#### SUPPLIED MATERIAL

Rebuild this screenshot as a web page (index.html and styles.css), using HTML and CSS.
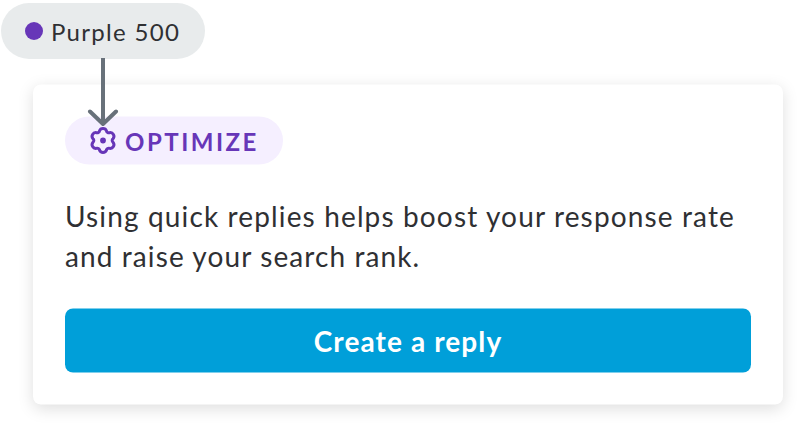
FILE: index.html
```html
<!DOCTYPE html>
<html lang="en">
<head>
<meta charset="utf-8">
<title>Optimize card</title>
<link rel="stylesheet" href="styles.css">
</head>
<body>
<main class="card">
  <div class="badge">
    <svg class="gear" viewBox="-13.1 -13.1 26.2 26.2" aria-hidden="true">
      <path d="M-3.3-8.9A3.5 3.5 0 0 1 3.3-8.9A2 2 0 0 0 6.06-7.31A3.5 3.5 0 0 1 9.36-1.59A2 2 0 0 0 9.36 1.59A3.5 3.5 0 0 1 6.06 7.31A2 2 0 0 0 3.3 8.9A3.5 3.5 0 0 1-3.3 8.9A2 2 0 0 0-6.06 7.31A3.5 3.5 0 0 1-9.36 1.59A2 2 0 0 0-9.36-1.59A3.5 3.5 0 0 1-6.06-7.31A2 2 0 0 0-3.3-8.9Z" fill="none" stroke="currentColor" stroke-width="2.8" stroke-linejoin="round"/>
      <circle r="2.7" fill="currentColor"/>
    </svg>
    <span class="badge-text">OPTIMIZE</span>
  </div>
  <p class="message"><span class="line first">Using quick replies helps boost your response rate</span> <span class="line second">and raise your search rank.</span></p>
  <button class="action" type="button">Create a reply</button>
</main>
<div class="callout">
  <span class="dot"></span>
  <span class="callout-text">Purple 500</span>
</div>
<svg class="arrow" viewBox="0 0 32 70" aria-hidden="true">
  <path d="M16 0V66M3 53.5L16 66L29 53.5" fill="none" stroke="#68717a" stroke-width="4" stroke-linecap="round" stroke-linejoin="round"/>
</svg>
</body>
</html>
```
FILE: styles.css
```css
* { box-sizing: border-box; }
body {
  position: relative;
  height: 423px;
  margin: 0;
  padding: 84px 14px 0 33px;
  overflow: hidden;
  background: #fff;
  color: #2f3033;
  font-family: Lato, "Open Sans", sans-serif;
}
.card {
  height: 320px;
  padding: 32px;
  border-radius: 8px;
  background: #fff;
  box-shadow: 0 4px 16px rgba(0, 0, 0, 0.13);
  transform: translateY(0.5px);
}
.badge {
  display: flex;
  align-items: center;
  width: 218px;
  height: 48px;
  padding-left: 24px;
  border-radius: 24px;
  background: #f5efff;
  color: #6736b8;
}
.gear {
  width: 28px;
  height: 28px;
}
.badge-text {
  margin: 1px 0 0 8px;
  font-size: 24px;
  font-weight: 700;
  line-height: 32px;
  letter-spacing: 2.5px;
}
.message {
  margin: 31px 0 33px;
  font-size: 28px;
  line-height: 40px;
  white-space: nowrap;
}
.line { display: block; }
.first { letter-spacing: 1.14px; }
.second { letter-spacing: 1.1px; }
.action {
  display: block;
  width: 100%;
  height: 64px;
  padding: 0;
  border: 0;
  border-radius: 8px;
  background: #009fd9;
  color: #fff;
  font: 700 28px/40px Lato, "Open Sans", sans-serif;
  letter-spacing: 1.1px;
}
.callout {
  position: absolute;
  top: 2.5px;
  left: 1px;
  display: flex;
  align-items: center;
  width: 204px;
  height: 56px;
  padding-left: 24px;
  border-radius: 28px;
  background: #e8ebec;
}
.dot {
  width: 18px;
  height: 18px;
  border-radius: 50%;
  background: #6736b8;
}
.callout-text {
  margin: 3px 0 0 8px;
  font-size: 24px;
  line-height: 32px;
  letter-spacing: 1.3px;
  white-space: nowrap;
}
.arrow {
  position: absolute;
  top: 58px;
  left: 87px;
  width: 32px;
  height: 70px;
}
```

#### TASK TO CARRY OUT
Reproduce the material word for word. Any pictures should be left out of the copy.

#### WRITTEN SOLUTION
Rebuild this screenshot as a web page (index.html and styles.css), using HTML and CSS.
FILE: index.html
```html
<!DOCTYPE html>
<html lang="en">
<head>
<meta charset="utf-8">
<title>Optimize card</title>
<link rel="stylesheet" href="styles.css">
</head>
<body>
<main class="card">
  <div class="badge">
    <svg class="gear" viewBox="-13.1 -13.1 26.2 26.2" aria-hidden="true">
      <path d="M-3.3-8.9A3.5 3.5 0 0 1 3.3-8.9A2 2 0 0 0 6.06-7.31A3.5 3.5 0 0 1 9.36-1.59A2 2 0 0 0 9.36 1.59A3.5 3.5 0 0 1 6.06 7.31A2 2 0 0 0 3.3 8.9A3.5 3.5 0 0 1-3.3 8.9A2 2 0 0 0-6.06 7.31A3.5 3.5 0 0 1-9.36 1.59A2 2 0 0 0-9.36-1.59A3.5 3.5 0 0 1-6.06-7.31A2 2 0 0 0-3.3-8.9Z" fill="none" stroke="currentColor" stroke-width="2.8" stroke-linejoin="round"/>
      <circle r="2.7" fill="currentColor"/>
    </svg>
    <span class="badge-text">OPTIMIZE</span>
  </div>
  <p class="message"><span class="line first">Using quick replies helps boost your response rate</span> <span class="line second">and raise your search rank.</span></p>
  <button class="action" type="button">Create a reply</button>
</main>
<div class="callout">
  <span class="dot"></span>
  <span class="callout-text">Purple 500</span>
</div>
<svg class="arrow" viewBox="0 0 32 70" aria-hidden="true">
  <path d="M16 0V66M3 53.5L16 66L29 53.5" fill="none" stroke="#68717a" stroke-width="4" stroke-linecap="round" stroke-linejoin="round"/>
</svg>
</body>
</html>
```
FILE: styles.css
```css
* { box-sizing: border-box; }
body {
  position: relative;
  height: 423px;
  margin: 0;
  padding: 84px 14px 0 33px;
  overflow: hidden;
  background: #fff;
  color: #2f3033;
  font-family: Lato, "Open Sans", sans-serif;
}
.card {
  height: 320px;
  padding: 32px;
  border-radius: 8px;
  background: #fff;
  box-shadow: 0 4px 16px rgba(0, 0, 0, 0.13);
  transform: translateY(0.5px);
}
.badge {
  display: flex;
  align-items: center;
  width: 218px;
  height: 48px;
  padding-left: 24px;
  border-radius: 24px;
  background: #f5efff;
  color: #6736b8;
}
.gear {
  width: 28px;
  height: 28px;
}
.badge-text {
  margin: 1px 0 0 8px;
  font-size: 24px;
  font-weight: 700;
  line-height: 32px;
  letter-spacing: 2.5px;
}
.message {
  margin: 31px 0 33px;
  font-size: 28px;
  line-height: 40px;
  white-space: nowrap;
}
.line { display: block; }
.first { letter-spacing: 1.14px; }
.second { letter-spacing: 1.1px; }
.action {
  display: block;
  width: 100%;
  height: 64px;
  padding: 0;
  border: 0;
  border-radius: 8px;
  background: #009fd9;
  color: #fff;
  font: 700 28px/40px Lato, "Open Sans", sans-serif;
  letter-spacing: 1.1px;
}
.callout {
  position: absolute;
  top: 2.5px;
  left: 1px;
  display: flex;
  align-items: center;
  width: 204px;
  height: 56px;
  padding-left: 24px;
  border-radius: 28px;
  background: #e8ebec;
}
.dot {
  width: 18px;
  height: 18px;
  border-radius: 50%;
  background: #6736b8;
}
.callout-text {
  margin: 3px 0 0 8px;
  font-size: 24px;
  line-height: 32px;
  letter-spacing: 1.3px;
  white-space: nowrap;
}
.arrow {
  position: absolute;
  top: 58px;
  left: 87px;
  width: 32px;
  height: 70px;
}
```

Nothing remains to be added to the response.